As an aside, I’ve written about gambling sessions before. The tax code does not define a gambling session. In the two U.S. Tax Court cases referenced in Spear, the taxpayers were entitled to treat all gambling activity during a day as one gambling session.

Those cases do not necessarily imply all gamblers may treat a day as one gambling session. In each of those cases, the taxpayers played exclusively on slot machines. If, however, a taxpayer throughout one day plays slots, blackjack, and roulette, he is almost certainly required to treat the gain or loss from each type of game as separate gambling sessions.

In this case, the taxpayer could not change to the “session method.” The reason was because his request to make the change was untimely.

Under the Wisconsin tax code, a taxpayer may make a request for an income tax refund if the claim is filed within four years of the original due date of the tax return. (Note: Under the Internal Revenue Code, a taxpayer may make a request for an income tax refund if the claim is filed within three years of the original due date of the return or within two years of the overpayment, whichever is later.)

Spear’s 2004 tax return was due April 15, 2005. His claim for refund was made on May 17, 2010, more than a year after the four year period expired on April 15, 2009.

Spear argued that the four year statute of limitations should have been extended in his case. The problem was that the plain language of the statute establishing a four year period is clear. A court won’t rule against plain language in a statute unless the statute is unconstitutional.

Ultimately, a small price to pay for an otherwise victorious result for the taxpayer.

Case: Spear v. Dep’t of Revenue, Docket No. 11-I-140 (Wis. Tax App. Comm’n Mar. 16, 2012).

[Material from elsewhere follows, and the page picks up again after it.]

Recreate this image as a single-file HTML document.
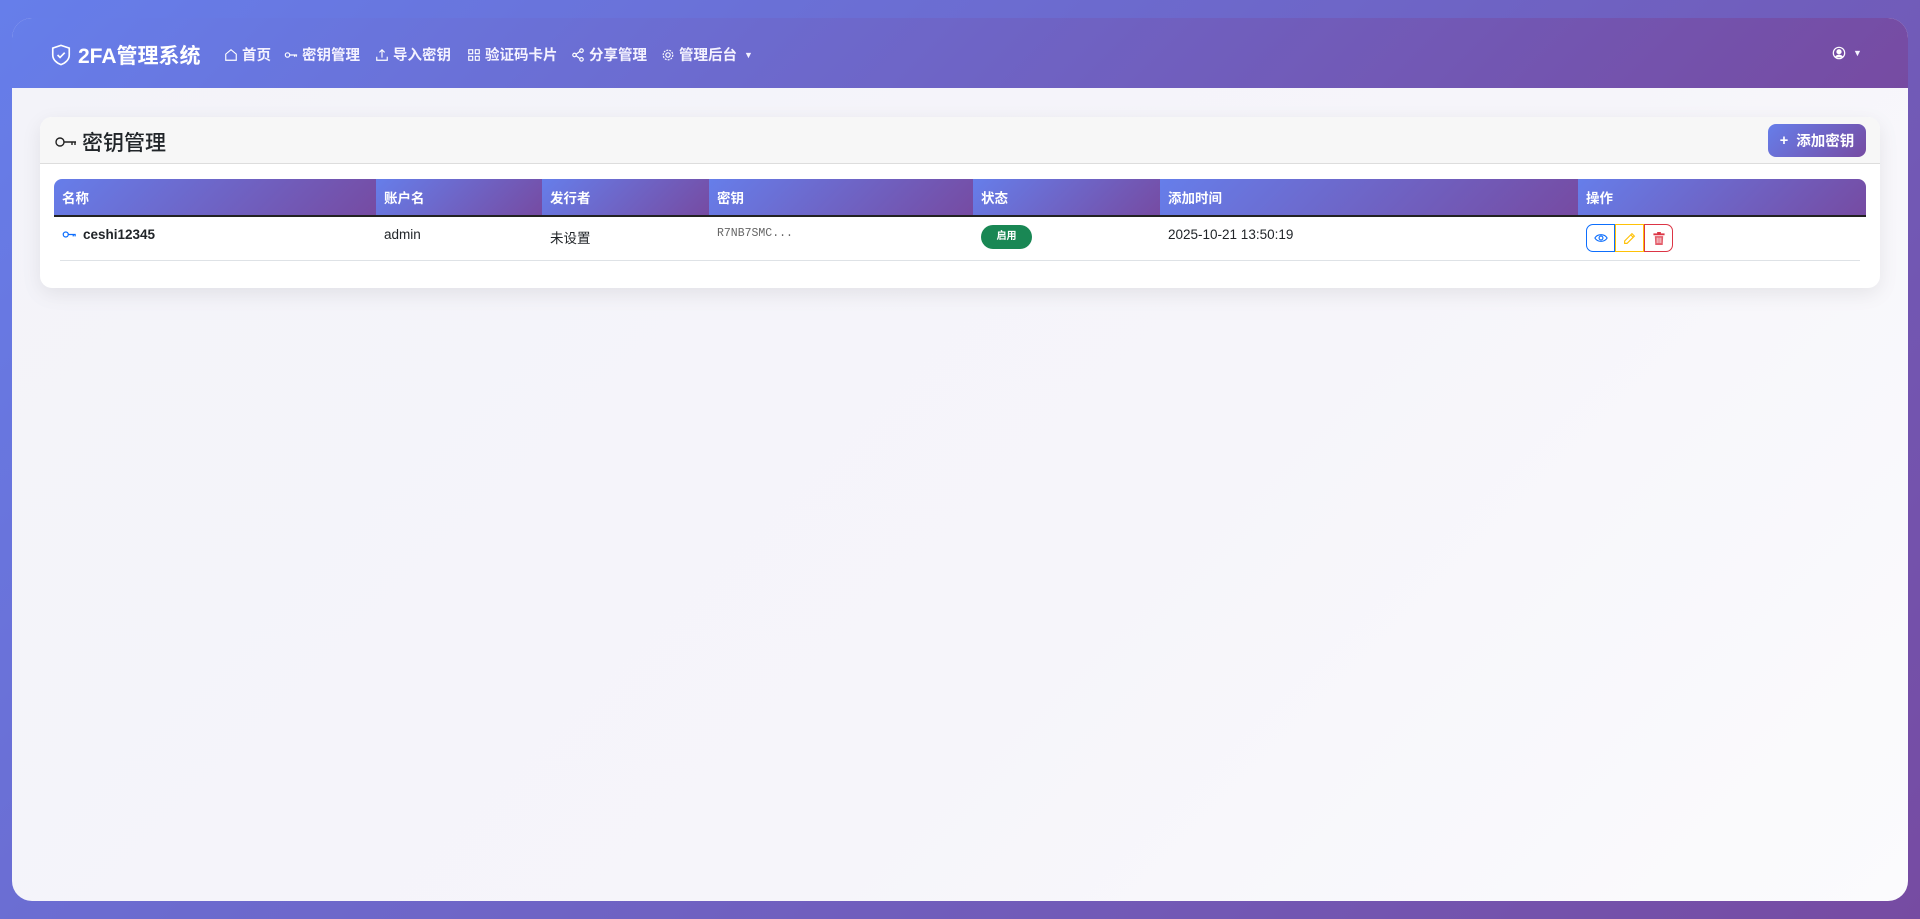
<!DOCTYPE html>
<html><head><meta charset="utf-8"><style>
*{box-sizing:border-box;margin:0;padding:0}
body{width:1920px;height:919px;overflow:hidden;background:linear-gradient(135deg,#667eea,#764ba2);font-family:"Liberation Sans","Noto Sans CJK SC",sans-serif;color:#212529}
.wrap{position:absolute;left:12px;top:18px;width:1896px;height:883px;border-radius:20px;overflow:hidden;background:linear-gradient(135deg,#f3f3f9,#f6f5fa 60%,#fbfbfd)}
.nav{height:70px;background:linear-gradient(135deg,#667eea,#764ba2);position:relative;color:#fff}
.brand{position:absolute;left:38px;top:22px;font-size:21px;font-weight:700;display:flex;align-items:center;gap:6px}
.item{position:absolute;top:26px;font-size:14.5px;font-weight:600;display:flex;align-items:center;gap:4px;color:#f4f2ff}
.item svg{width:14px;height:14px}
.card{position:absolute;left:28px;top:99px;width:1840px;height:171px;background:#fff;border-radius:12px;box-shadow:0 6px 20px rgba(0,0,0,.08);overflow:hidden}
.ch{height:47px;background:#f7f7f7;border-bottom:1px solid #ddd;position:relative}
.ch h2{position:absolute;left:14px;top:10px;font-size:21px;font-weight:500;display:flex;align-items:center;gap:4px}
.btn{position:absolute;right:14px;top:7px;width:98px;height:33px;border-radius:8px;background:linear-gradient(135deg,#667eea,#764ba2);color:#fff;font-size:14.5px;font-weight:700;display:flex;align-items:center;justify-content:center;gap:8px}
table{position:absolute;left:14px;top:62px;width:1812px;border-collapse:collapse;font-size:13.5px}
th{height:37px;text-align:left;color:#fff;font-weight:700;padding-left:8px;background:linear-gradient(135deg,#667eea,#764ba2);border-bottom:2px solid #222}
th:first-child{border-top-left-radius:8px}th:last-child{border-top-right-radius:8px}
td{height:44px;padding-left:8px;vertical-align:top;padding-top:10px}
.line{position:absolute;left:20px;top:143px;width:1800px;height:1px;background:#dee2e6}
.badge{display:inline-block;background:#198754;color:#fff;font-size:10px;font-weight:700;border-radius:12px;width:51px;height:24px;line-height:24px;text-align:center;margin-top:-3px}
.acts{display:flex;margin-top:-3px}
.acts span{width:29px;height:28px;border:1px solid;display:flex;align-items:center;justify-content:center}
</style></head><body>
<div class="wrap">
<div class="nav">
<div class="brand"><svg width="22" height="24" viewBox="0 0 16 16" fill="none" stroke="#fff" stroke-width="1.2"><path d="M8 1 L14 3 V8 C14 11.5 11 14 8 15 C5 14 2 11.5 2 8 V3 Z"/><path d="M5.5 8 L7.3 9.8 L10.7 6.3"/></svg>2FA管理系统</div>
<div class="item" style="left:212px"><svg viewBox="0 0 16 16" fill="none" stroke="#fff" stroke-width="1.3"><path d="M2 7 L8 2 L14 7 V14 H2 Z"/></svg>首页</div>
<div class="item" style="left:272px"><svg viewBox="0 0 16 16" fill="none" stroke="#fff" stroke-width="1.3"><circle cx="4" cy="8" r="2.5"/><path d="M6.5 8 H15 M12 8 V10 M14 8 V10"/></svg>密钥管理</div>
<div class="item" style="left:363px"><svg viewBox="0 0 16 16" fill="none" stroke="#fff" stroke-width="1.3"><path d="M2 10 V14 H14 V10 M8 11 V2 M5 5 L8 2 L11 5"/></svg>导入密钥</div>
<div class="item" style="left:455px"><svg viewBox="0 0 16 16" fill="none" stroke="#fff" stroke-width="1.3"><rect x="2" y="2" width="4.5" height="4.5"/><rect x="9.5" y="2" width="4.5" height="4.5"/><rect x="2" y="9.5" width="4.5" height="4.5"/><rect x="9.5" y="9.5" width="4.5" height="4.5"/></svg>验证码卡片</div>
<div class="item" style="left:559px"><svg viewBox="0 0 16 16" fill="none" stroke="#fff" stroke-width="1.3"><circle cx="12" cy="3" r="2"/><circle cx="4" cy="8" r="2"/><circle cx="12" cy="13" r="2"/><path d="M6 7 L10 4 M6 9 L10 12"/></svg>分享管理</div>
<div class="item" style="left:649px"><svg viewBox="0 0 16 16" fill="none" stroke="#fff" stroke-width="1.3"><circle cx="8" cy="8" r="2.5"/><circle cx="8" cy="8" r="5.5" stroke-dasharray="2.2 1.2"/></svg>管理后台 <span style="font-size:9px;margin-left:3px">▼</span></div>
<div class="item" style="left:1820px;top:28px"><svg viewBox="0 0 16 16" fill="none" stroke="#fff" stroke-width="1.4"><circle cx="8" cy="8" r="6.5"/><circle cx="8" cy="6.5" r="2.3" fill="#fff"/><path d="M4 13 C5 10 11 10 12 13" fill="#fff"/></svg><span style="font-size:9px;margin-left:3px">▼</span></div>
</div>
<div class="card">
<div class="ch"><h2><svg width="24" height="14" viewBox="0 0 24 14" fill="none" stroke="#222" stroke-width="1.4"><circle cx="6" cy="7" r="4"/><path d="M10 7 H22 M18 7 V10 M21 7 V10"/></svg>密钥管理</h2>
<div class="btn"><span>+</span>添加密钥</div></div>
<table>
<tr><th style="width:322px">名称</th><th style="width:166px">账户名</th><th style="width:167px">发行者</th><th style="width:264px">密钥</th><th style="width:187px">状态</th><th style="width:418px">添加时间</th><th>操作</th></tr>
<tr><td style="font-weight:700"><svg width="15" height="9" viewBox="0 0 24 14" fill="none" stroke="#0d6efd" stroke-width="2" style="margin-right:6px"><circle cx="6" cy="7" r="4"/><path d="M10 7 H22 M18 7 V10 M21 7 V10"/></svg>ceshi12345</td><td>admin</td><td>未设置</td><td style="font-family:'Liberation Mono',monospace;font-size:11.5px;color:#666">R7NB7SMC...</td><td><span class="badge">启用</span></td><td>2025-10-21 13:50:19</td>
<td><div class="acts">
<span style="border-color:#0d6efd;border-radius:7px 0 0 7px"><svg width="14" height="10" viewBox="0 0 16 10" fill="none" stroke="#0d6efd" stroke-width="1.3"><path d="M1 5 C4 0 12 0 15 5 C12 10 4 10 1 5 Z"/><circle cx="8" cy="5" r="2.2"/></svg></span>
<span style="border-color:#ffc107"><svg width="13" height="13" viewBox="0 0 16 16" fill="none" stroke="#ffc107" stroke-width="1.4"><path d="M11 2 L14 5 L5 14 H2 V11 Z M9.5 3.5 L12.5 6.5"/></svg></span>
<span style="border-color:#dc3545;border-radius:0 7px 7px 0"><svg width="12" height="13" viewBox="0 0 12 14" fill="#dc3545"><rect x="0" y="1.5" width="12" height="2"/><rect x="4" y="0" width="4" height="2"/><path d="M1.5 4.5 H10.5 L10 14 H2 Z" opacity=".8"/><path d="M4 6 V12 M6 6 V12 M8 6 V12" stroke="#fff" stroke-width=".8"/></svg></span>
</div></td></tr>
</table>
<div class="line"></div>
</div>
</div>
</body></html>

Gambler Ruled an Amateur by Wisconsin Tax Appeals Commission

September 14th, 2011 No comments

The federal tax consequences facing recreational gamblers are not terribly difficult for me to discuss. That’s because the rules apply no matter where in the United States the recreational gambler is situated.

The same cannot be said for the state tax consequences facing recreational gamblers. On the one hand, some states don’t impose any income tax on individuals. On the other hand, some states impose income tax on gambling winnings but do not recognize a deduction for any gambling losses. Wisconsin is one of these “bad” states for recreational gamblers.

A recent Wisconsin Tax Appeals Commission case highlighted the state tax consequences facing a Wisconsin taxpayer who sought to file as a professional gambler, but was held to be a recreational gambler.

On her 2007 federal tax return, Carol Kubsch reported $473,075 of gambling winnings as “other income” and $473,075 gambling losses as an itemized deduction. On her 2007 Wisconsin income tax return, she reported $473,075 of gambling winnings, but could not deduct any of the $473,075 gambling losses.

Likely after realizing the Wisconsin tax law does not permit a deduction for gambling losses, Ms. Kubsch didn’t pay to the state the approximately $30,000 due from her gambling income. Instead, she filed amended 2007 federal and state income tax returns, changing her status from recreational gambler to professional gambler. That way, she thought, she could net the winnings and losses on a Schedule C, reflecting no income and thus no tax owed to Wisconsin for her gambling activity.

Unfortunately, a taxpayer can’t simply categorize oneself the type of gambler that produces the lesser tax bill. The professional versus amateur gambler status is a facts and circumstances determination.

Similar to the analysis recently employed by the U.S. Tax Court, the court applied a several factor test to determine whether the taxpayer gambled with regularity to the production of income for a livelihood.

Ms. Kubsch’s gambling was restricted to slot machines. She gambled when it conveniently worked into her weekly schedule, amounting to approximately eight days per month. She did not maintain an accurate and complete book of records. She did not present any evidence that she had ever studied any publications that would make her slot machine playing profitable.

Ultimately, the court held that all nine factors weighed in favor of the Department; the taxpayer’s gambling activities did not constitute a trade or business.

A taxpayer seeking to file as a professional gambler need be prepared to substantiate the position when called upon. Otherwise, be prepared to pay additional tax, interest, and possibly penalties.

Case: Blaha v. Wis. Dep’t of Revenue, Docket No. 09-I-261 (Wis. Tax App. Comm’n Aug. 23, 2011).